L’indomani, reso cosciente da qualche consigliere dell’enorme disgusto che aveva suscitato la sua reazione, ha tentato in un’altra occasione pubblica a Lodi di riparare coprendosi con il mantello della politica all’antica. “ Sono uno della vecchia scuola e quando dalla critica si passa all’offesa contro l’onestà, come ha fatto la signora ex 5 stelle, mi arrabbio”. Come? Proprio lui, che non è degno di allacciare le scarpe a nessun uomo politico del passato, si permette di qualificarsi come allievo della vecchia scuola?

Forse il suo subconscio nello stesso momento in cui pronunciava queste parole gli ha suggerito di non esagerare con i richiami ai grandi del passato. E zac! Ha subito ripreso a scivolare in una polemica becera prendendosela con la Lega “…se c’è un partito che ha rubato i soldi degli italiani, a sentire le sentenze, quello è il partito in camicia verde che deve restituire 48 milioni di euro per truffa ai danni dello Stato e che è bene che restituiscano rapidamente ai cittadini italiani…”.

Naturalmente non una parola sui regali per centinaia di milioni dal PD ai banchieri, all’Ilva, ai vari amici ecc. o sull’esercito di inquisiti del suo partito per corruzione per concussione, per abuso d’ufficio, per falso ideologico ecc.

La cosa che ha meravigliato più della gaffe di Renzi, è stato il silenzio della maestrina Boldrini, sempre prolifica di dichiarazioni ed esternazioni su tutto. Questa volta la riformatrice della lingua italiana, che impone l’uso del femminile nel sostantivo di ogni carica che di per sé è neutro, non ha lanciato i suoi strali contro il sessismo dell’espressione usata da Renzi, né ha invocato misure punitive per chi osi ripeterla. Come mai?

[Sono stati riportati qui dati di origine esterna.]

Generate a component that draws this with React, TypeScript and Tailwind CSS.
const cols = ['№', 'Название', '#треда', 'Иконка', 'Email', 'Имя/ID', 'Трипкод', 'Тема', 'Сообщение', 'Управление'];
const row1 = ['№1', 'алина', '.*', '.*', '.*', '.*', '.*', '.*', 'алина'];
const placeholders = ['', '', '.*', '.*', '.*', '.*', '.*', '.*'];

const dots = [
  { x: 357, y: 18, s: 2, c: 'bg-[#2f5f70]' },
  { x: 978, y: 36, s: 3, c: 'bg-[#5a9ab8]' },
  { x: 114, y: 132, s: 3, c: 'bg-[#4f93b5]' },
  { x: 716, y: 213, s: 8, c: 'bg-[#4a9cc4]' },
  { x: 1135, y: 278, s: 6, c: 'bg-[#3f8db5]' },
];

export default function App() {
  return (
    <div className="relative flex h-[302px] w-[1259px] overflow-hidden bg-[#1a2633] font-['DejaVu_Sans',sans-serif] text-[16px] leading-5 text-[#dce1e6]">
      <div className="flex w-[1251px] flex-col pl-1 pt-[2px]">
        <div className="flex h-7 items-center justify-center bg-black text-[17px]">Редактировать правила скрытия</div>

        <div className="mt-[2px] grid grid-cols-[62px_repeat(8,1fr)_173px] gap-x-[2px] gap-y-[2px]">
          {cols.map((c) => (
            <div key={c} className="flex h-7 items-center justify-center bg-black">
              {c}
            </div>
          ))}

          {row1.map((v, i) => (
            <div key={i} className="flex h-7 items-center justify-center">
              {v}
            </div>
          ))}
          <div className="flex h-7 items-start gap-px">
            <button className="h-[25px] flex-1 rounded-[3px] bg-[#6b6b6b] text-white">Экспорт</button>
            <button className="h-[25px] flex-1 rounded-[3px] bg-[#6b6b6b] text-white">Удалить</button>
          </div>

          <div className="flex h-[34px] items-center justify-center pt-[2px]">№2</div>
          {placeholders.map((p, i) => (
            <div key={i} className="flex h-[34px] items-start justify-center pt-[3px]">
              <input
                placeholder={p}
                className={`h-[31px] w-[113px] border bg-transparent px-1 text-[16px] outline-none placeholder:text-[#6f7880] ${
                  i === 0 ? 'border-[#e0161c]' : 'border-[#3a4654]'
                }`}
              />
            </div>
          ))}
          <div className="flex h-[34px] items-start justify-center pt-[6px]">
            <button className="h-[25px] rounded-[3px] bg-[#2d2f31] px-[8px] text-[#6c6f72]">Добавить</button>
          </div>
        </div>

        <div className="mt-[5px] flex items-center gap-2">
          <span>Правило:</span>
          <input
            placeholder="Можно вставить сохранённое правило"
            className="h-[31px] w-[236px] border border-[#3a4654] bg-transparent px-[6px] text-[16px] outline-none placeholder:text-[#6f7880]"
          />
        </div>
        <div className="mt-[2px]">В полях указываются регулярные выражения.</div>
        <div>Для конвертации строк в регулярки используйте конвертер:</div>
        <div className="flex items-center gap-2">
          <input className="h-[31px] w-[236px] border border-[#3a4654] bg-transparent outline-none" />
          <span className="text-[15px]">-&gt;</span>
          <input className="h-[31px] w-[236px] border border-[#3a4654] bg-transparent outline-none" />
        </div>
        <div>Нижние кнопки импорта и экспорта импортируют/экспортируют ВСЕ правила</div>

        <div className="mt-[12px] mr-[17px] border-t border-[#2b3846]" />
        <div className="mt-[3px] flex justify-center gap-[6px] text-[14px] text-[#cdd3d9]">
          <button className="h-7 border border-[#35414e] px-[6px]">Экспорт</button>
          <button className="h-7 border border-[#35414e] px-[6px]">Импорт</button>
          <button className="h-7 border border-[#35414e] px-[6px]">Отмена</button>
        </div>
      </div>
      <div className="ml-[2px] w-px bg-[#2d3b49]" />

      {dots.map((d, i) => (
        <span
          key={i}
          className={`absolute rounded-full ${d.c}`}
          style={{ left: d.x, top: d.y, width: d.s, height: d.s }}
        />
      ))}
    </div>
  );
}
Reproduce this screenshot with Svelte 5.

Forse ha capito che ormai la legislatura è arrivata agli sgoccioli e se vuole tornare a sedere in parlamento come semplice deputato deve abbassare la cresta di fronte al capo del partito che pretende di selezionare i candidati uno per uno senza primarie, ma solo in base al principio di fedeltà e di sottomissione. A chi osasse rinfacciarglielo sui social sarà autorizzata a rispondere “lo dici a tua sorella”.